Since the script ran every hour it would have to be 5 overlapping points. What i don’t know is, aren’t there any or is only that they are not shown.
Can you test with a select statement like mine in the picture, just to look if you will see double data points? Maybe you have to replace the measurement to something you have.
EDIT:
I dived a little bit deeper into, but i don’t understand it. As per docs, selecting into with same measurement, timestamp etc. should replace the values. So it should not make the database grow. I made a test setup, but i see the same problem as you, the database grows exactly by the size it has with every new select into.
But if you count the data points they stay the same. Just try
select count(value) from "W"
And the amount of data points stays the same independant how often you select into. So i really don’t know where the problem is at the moment. I know influxdb compacts the database every few days, maybe it shrinks when it runs over a time?
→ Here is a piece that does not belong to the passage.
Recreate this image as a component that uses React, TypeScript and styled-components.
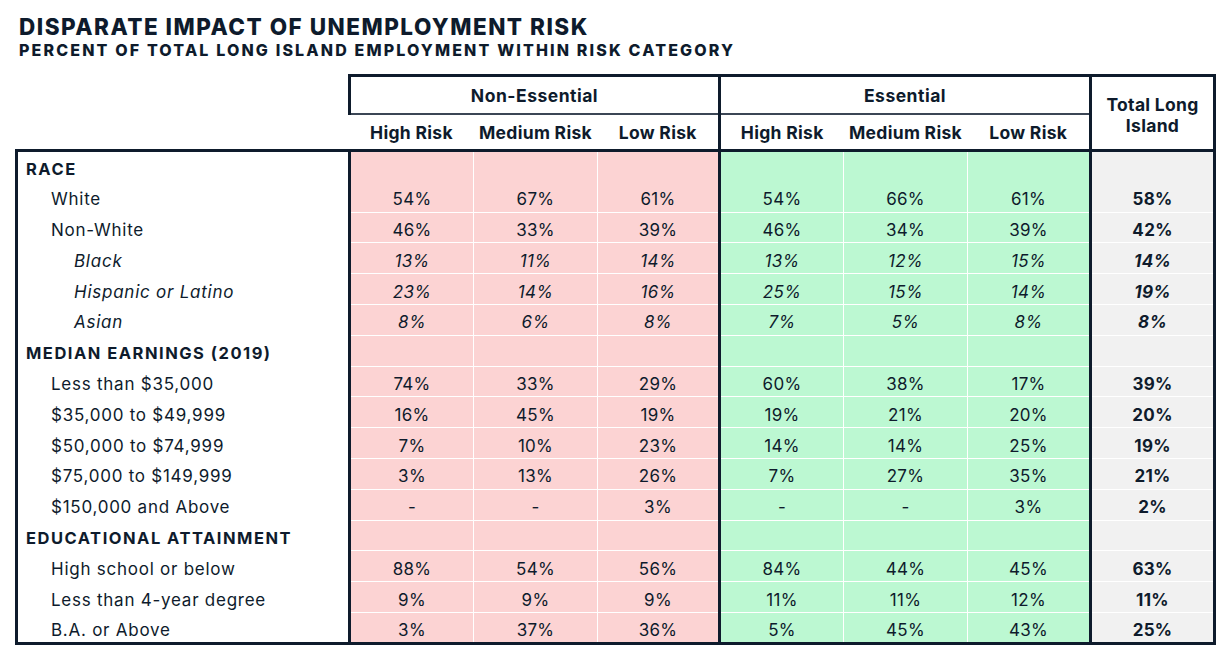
import React from "react";
import styled, { createGlobalStyle } from "styled-components";

const NAVY = "#0e1b2c";
const LINE = "3px solid #0e1b2c";

const Global = createGlobalStyle`
  html, body { margin: 0; padding: 0; background: #ffffff; }
  body { font-family: Inter, "Noto Sans", "DejaVu Sans", sans-serif; color: ${NAVY}; }
`;

const Page = styled.div`
  width: 1231px;
  height: 652px;
  box-sizing: border-box;
  padding: 14px 0 0 15px;
  overflow: hidden;
`;

const Title = styled.h1`
  margin: 0 0 0 4px;
  font-size: 22.5px;
  font-weight: 800;
  line-height: 26px;
  letter-spacing: 1.5px;
  white-space: nowrap;
`;

const Subtitle = styled.h2`
  margin: 0 0 0 4px;
  font-size: 16px;
  font-weight: 800;
  line-height: 20px;
  letter-spacing: 2.15px;
  white-space: nowrap;
`;

const Table = styled.table`
  margin-top: 14px;
  border-collapse: collapse;
  table-layout: fixed;
  width: 1198px;
`;

const Corner = styled.th`
  border: none;
  padding: 0;
`;

const GroupHead = styled.th`
  height: 36px;
  padding: 0;
  border-top: ${LINE};
  border-left: ${LINE};
  border-right: ${LINE};
  border-bottom: 2px solid #3b4655;
  font-size: 17.5px;
  font-weight: 700;
  letter-spacing: 0.5px;
  text-align: center;
  vertical-align: middle;
`;

const TotalHead = styled.th`
  padding: 4px 0 0;
  border: ${LINE};
  font-size: 17.5px;
  font-weight: 700;
  letter-spacing: 0.3px;
  line-height: 21px;
  text-align: center;
  vertical-align: middle;
`;

const SubHead = styled.th<{ $edge?: boolean }>`
  height: 34px;
  padding: 0;
  border-bottom: ${LINE};
  border-right: ${(p) => (p.$edge ? LINE : "none")};
  font-size: 17.5px;
  font-weight: 700;
  letter-spacing: 0.3px;
  text-align: center;
  vertical-align: middle;
  white-space: nowrap;
`;

const Row = styled.tr`
  height: 30.8px;
`;

const Label = styled.td<{ $level: 0 | 1 | 2; $first?: boolean; $last?: boolean }>`
  padding: 5px 0 0 ${(p) => (p.$level === 0 ? 8 : p.$level === 1 ? 33 : 56)}px;
  border-left: ${LINE};
  border-right: ${LINE};
  border-top: ${(p) => (p.$first ? LINE : "none")};
  border-bottom: ${(p) => (p.$last ? LINE : "none")};
  font-size: ${(p) => (p.$level === 0 ? "16.5px" : "17px")};
  font-weight: ${(p) => (p.$level === 0 ? 700 : 400)};
  font-style: ${(p) => (p.$level === 2 ? "italic" : "normal")};
  letter-spacing: ${(p) => (p.$level === 0 ? "1.5px" : "0.75px")};
  line-height: 20px;
  white-space: nowrap;
  vertical-align: middle;
`;

const TONES = { pink: "#fcd3d3", green: "#bcf8d2", gray: "#f1f1f1" };

const Cell = styled.td<{
  $tone: keyof typeof TONES;
  $edge?: boolean;
  $italic?: boolean;
  $bold?: boolean;
  $first?: boolean;
  $last?: boolean;
  $joinDown?: boolean;
  $joinUp?: boolean;
}>`
  padding: 5px 0 0;
  line-height: 20px;
  background: ${(p) => TONES[p.$tone]};
  text-align: center;
  vertical-align: middle;
  font-size: 17px;
  letter-spacing: 0.3px;
  font-weight: ${(p) => (p.$bold ? 700 : 400)};
  font-style: ${(p) => (p.$italic ? "italic" : "normal")};
  border-right: ${(p) => (p.$edge ? LINE : "1px solid #ffffff")};
  border-top: ${(p) => (p.$first ? LINE : p.$joinUp ? "none" : "1px solid #ffffff")};
  border-bottom: ${(p) => (p.$last ? LINE : p.$joinDown ? "none" : "1px solid #ffffff")};
`;

type Line = {
  label: string;
  level: 0 | 1 | 2;
  values?: string[];
  total?: string;
};

const DATA: Line[] = [
  { label: "RACE", level: 0 },
  { label: "White", level: 1, values: ["54%", "67%", "61%", "54%", "66%", "61%"], total: "58%" },
  { label: "Non-White", level: 1, values: ["46%", "33%", "39%", "46%", "34%", "39%"], total: "42%" },
  { label: "Black", level: 2, values: ["13%", "11%", "14%", "13%", "12%", "15%"], total: "14%" },
  { label: "Hispanic or Latino", level: 2, values: ["23%", "14%", "16%", "25%", "15%", "14%"], total: "19%" },
  { label: "Asian", level: 2, values: ["8%", "6%", "8%", "7%", "5%", "8%"], total: "8%" },
  { label: "MEDIAN EARNINGS (2019)", level: 0 },
  { label: "Less than $35,000", level: 1, values: ["74%", "33%", "29%", "60%", "38%", "17%"], total: "39%" },
  { label: "$35,000 to $49,999", level: 1, values: ["16%", "45%", "19%", "19%", "21%", "20%"], total: "20%" },
  { label: "$50,000 to $74,999", level: 1, values: ["7%", "10%", "23%", "14%", "14%", "25%"], total: "19%" },
  { label: "$75,000 to $149,999", level: 1, values: ["3%", "13%", "26%", "7%", "27%", "35%"], total: "21%" },
  { label: "$150,000 and Above", level: 1, values: ["-", "-", "3%", "-", "-", "3%"], total: "2%" },
  { label: "EDUCATIONAL ATTAINMENT", level: 0 },
  { label: "High school or below", level: 1, values: ["88%", "54%", "56%", "84%", "44%", "45%"], total: "63%" },
  { label: "Less than 4-year degree", level: 1, values: ["9%", "9%", "9%", "11%", "11%", "12%"], total: "11%" },
  { label: "B.A. or Above", level: 1, values: ["3%", "37%", "36%", "5%", "45%", "43%"], total: "25%" },
];

const RISKS = ["High Risk", "Medium Risk", "Low Risk"];
const WIDTHS = [333, 124, 124, 122, 124, 124, 123, 124];

export default function App() {
  return (
    <Page>
      <Global />
      <Title>DISPARATE IMPACT OF UNEMPLOYMENT RISK</Title>
      <Subtitle>PERCENT OF TOTAL LONG ISLAND EMPLOYMENT WITHIN RISK CATEGORY</Subtitle>
      <Table>
        <colgroup>
          {WIDTHS.map((w, i) => (
            <col key={i} style={{ width: w }} />
          ))}
        </colgroup>
        <thead>
          <tr>
            <Corner rowSpan={2} />
            <GroupHead colSpan={3}>Non-Essential</GroupHead>
            <GroupHead colSpan={3}>Essential</GroupHead>
            <TotalHead rowSpan={2}>
              Total Long
              <br />
              Island
            </TotalHead>
          </tr>
          <tr>
            {[0, 1].map((g) =>
              RISKS.map((r, i) => (
                <SubHead key={`${g}-${i}`} $edge={i === 2}>
                  {r}
                </SubHead>
              ))
            )}
          </tr>
        </thead>
        <tbody>
          {DATA.map((row, ri) => {
            const first = ri === 0;
            const last = ri === DATA.length - 1;
            const joinDown = ri === 0;
            const joinUp = ri === 1;
            const italic = row.level === 2;
            const vals = row.values ?? ["", "", "", "", "", ""];
            return (
              <Row key={row.label}>
                <Label $level={row.level} $first={first} $last={last}>
                  {row.label}
                </Label>
                {vals.map((v, ci) => (
                  <Cell
                    key={ci}
                    $tone={ci < 3 ? "pink" : "green"}
                    $edge={ci === 2 || ci === 5}
                    $italic={italic}
                    $first={first}
                    $last={last}
                    $joinDown={joinDown}
                    $joinUp={joinUp}
                  >
                    {v}
                  </Cell>
                ))}
                <Cell
                  $tone="gray"
                  $edge
                  $bold
                  $italic={italic}
                  $first={first}
                  $last={last}
                  $joinDown={joinDown}
                  $joinUp={joinUp}
                >
                  {row.total ?? ""}
                </Cell>
              </Row>
            );
          })}
        </tbody>
      </Table>
    </Page>
  );
}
Thanks for looking deeper into it. Glad you can confirm my issue. I didn’t have time myself to further investigate. Will report if I get any further
Oh dear, all that hassle. I am the guy from the initial post, and i can confirm that it works. In my thread i see you try alot of additional stuff like you start your cont. queries with “2y_5m-inf_15min” CREATE CONTINUOUS QUERY and so on. You name your query databases “2y_5m-inf_15min”, but later your refer to them as “FROM homeassistant.“2y_5m”./.*/ WHERE time < now()”
give it another try and take a look at the logs/error messages the influxdb query gives back.
At the end it should look like this
Why not using
CREATE CONTINUOUS QUERY "y2_5m" ON "homeassistant" BEGIN SELECT mean(value) AS value,mean(crit) AS crit,mean(warn) AS warn INTO "homeassistant"."y2_5m".:MEASUREMENT FROM "homeassistant"."autogen"./.*/ WHERE time < now() -26w and time > now() -26w6h GROUP BY time(5m),* END
CREATE CONTINUOUS QUERY "inf_15m" ON "homeassistant" BEGIN SELECT mean(value) AS value,mean(crit) AS crit,mean(warn) AS warn INTO "homeassistant"."inf_15m".:MEASUREMENT FROM "homeassistant"."autogen"./.*/ WHERE time < now() -104w GROUP BY time(15m),* END
? no crontab required anymore afaik
@dingausmwald
I do not work with influxdb anymore (using victoriametrics), so i cannot double check this anymore. I updated my first post for the others to use your method (and only to use the cronjob way if they fail like me), i know it is the cleanest way and my originally intention was to use a cq.
@dMopp
Give it a try, if this works for you there is no better choice. But unfortunately this didn’t work for me, so i made this workaround.
I gave up as i read the time clause is ignored in the continous query (InfluxQL Continuous Queries | InfluxDB OSS 1.8 Documentation)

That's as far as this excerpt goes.